- Sorry for the recent quietude here; the weekend was a whirlwind, and it took all of yesterday just to catch my breath.
- Scott Kurtz' PvP webcomic celebrated its first ten years by showing us that Brent Sienna actually has eyes. Wow.
- Allan Heim sent me a pointer to a nice article on the Fermi Paradox that expresses a position I have been drifting toward for most of my life: That we are probably alone in the universe, perhaps not only as intelligent, tool-building beings but also as living things, period. The author makes a case that being alone in the universe would be very good news, but not for the reason you might think. Read it.

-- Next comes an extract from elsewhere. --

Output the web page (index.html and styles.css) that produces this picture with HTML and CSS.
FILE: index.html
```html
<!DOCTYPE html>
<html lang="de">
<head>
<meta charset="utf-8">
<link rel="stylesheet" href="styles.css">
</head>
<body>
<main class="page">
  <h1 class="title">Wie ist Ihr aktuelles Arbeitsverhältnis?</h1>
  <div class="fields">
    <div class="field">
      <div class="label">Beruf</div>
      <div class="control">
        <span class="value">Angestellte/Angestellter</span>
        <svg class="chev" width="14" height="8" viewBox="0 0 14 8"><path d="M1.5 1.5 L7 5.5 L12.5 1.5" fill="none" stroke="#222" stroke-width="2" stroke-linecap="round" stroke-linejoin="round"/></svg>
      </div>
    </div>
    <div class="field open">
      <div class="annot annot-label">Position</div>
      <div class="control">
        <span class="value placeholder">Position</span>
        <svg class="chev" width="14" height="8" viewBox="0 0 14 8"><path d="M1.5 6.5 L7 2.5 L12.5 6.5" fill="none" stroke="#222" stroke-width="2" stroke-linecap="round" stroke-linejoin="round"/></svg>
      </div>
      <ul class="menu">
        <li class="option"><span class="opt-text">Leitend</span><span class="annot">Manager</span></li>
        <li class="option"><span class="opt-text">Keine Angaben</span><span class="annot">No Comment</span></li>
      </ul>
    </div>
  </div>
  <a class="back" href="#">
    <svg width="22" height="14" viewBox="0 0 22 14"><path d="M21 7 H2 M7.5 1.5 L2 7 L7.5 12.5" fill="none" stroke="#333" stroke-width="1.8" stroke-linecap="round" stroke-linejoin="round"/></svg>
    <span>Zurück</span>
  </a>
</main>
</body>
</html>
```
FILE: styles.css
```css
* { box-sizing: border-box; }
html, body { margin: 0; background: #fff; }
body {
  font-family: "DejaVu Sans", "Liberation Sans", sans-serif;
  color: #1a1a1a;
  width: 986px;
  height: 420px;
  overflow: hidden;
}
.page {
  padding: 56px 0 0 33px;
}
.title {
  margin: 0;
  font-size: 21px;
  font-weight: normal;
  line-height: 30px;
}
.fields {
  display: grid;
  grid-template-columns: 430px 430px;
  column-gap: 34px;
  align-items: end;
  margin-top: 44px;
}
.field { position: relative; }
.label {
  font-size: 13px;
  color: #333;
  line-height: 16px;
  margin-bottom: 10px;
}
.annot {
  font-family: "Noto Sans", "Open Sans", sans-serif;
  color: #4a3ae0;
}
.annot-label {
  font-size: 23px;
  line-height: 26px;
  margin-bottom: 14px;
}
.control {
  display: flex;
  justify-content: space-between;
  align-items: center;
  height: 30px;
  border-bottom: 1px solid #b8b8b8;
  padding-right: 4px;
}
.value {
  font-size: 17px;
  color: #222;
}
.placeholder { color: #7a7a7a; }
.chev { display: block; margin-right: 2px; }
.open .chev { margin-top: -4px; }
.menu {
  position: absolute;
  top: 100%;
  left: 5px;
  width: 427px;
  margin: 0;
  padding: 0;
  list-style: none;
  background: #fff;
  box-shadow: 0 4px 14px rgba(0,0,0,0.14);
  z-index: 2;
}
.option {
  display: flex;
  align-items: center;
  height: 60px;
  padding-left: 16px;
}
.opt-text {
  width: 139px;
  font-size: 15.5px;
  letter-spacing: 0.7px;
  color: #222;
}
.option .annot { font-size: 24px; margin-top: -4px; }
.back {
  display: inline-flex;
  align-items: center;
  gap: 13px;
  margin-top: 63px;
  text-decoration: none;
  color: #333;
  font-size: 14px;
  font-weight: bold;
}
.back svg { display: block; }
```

- Borland is apparently selling their CodeGear division (which develops and supports Delphi) to Embarcadero Technologies, a database tools company. This was not unexpected, and to be honest with you, I can't tell if it's a good idea or not. One of Delphi's most serious problems is that it got so good after five or six years that most people stopped upgrading; I'm amazed at how many people are still using Delphi 6. The cost of the product was also an issue—there is no ~$100 starter edition—and the Turbo Delphi Explorer experiment demonstrated how important the ability to install components was. An amazing number of people wrote to me to say that they downloaded the free product, installed it, fooled with it for a week or so, and then went back to Delphi 6.
- From Mike Sergent comes a pointer to a NYT piece indicating that most people do not have the training to discern the level of subtlety in wine flavor that they claim to, and that a lot of it may exist mostly in our heads anyway. This is not news (to me, at least) but it's nice to see it going mainstream.
- Michael Covington posted a fascinating graph of changes in home prices from Q4 2006 to Q4 2007, suggesting that the “housing bubble” has not been evenly distributed. The coasts have suffered, as have most major cities and trendy places like Colorado's Front Range, but flyover places like Nebraska and Wyoming have posted solid increases in that time. In addition to that, sharp differences by state suggest that state-level housing and banking policies have more to do with housing cost changes than most people are willing to admit.
- Also from Michael is a graph demonstrating that the US economy is not as much of a disaster as Big Media has been hammering on. (I won't invite all the usual hate mail by explaining in detail why this is, as it's pretty obvious if you think about it.)
- The other day I found myself thinking something remarkable (for me): I would rather buy a Mac and run my essential Windows apps in a Parallels window (or in a compatibility box like Crossover) than move to Vista.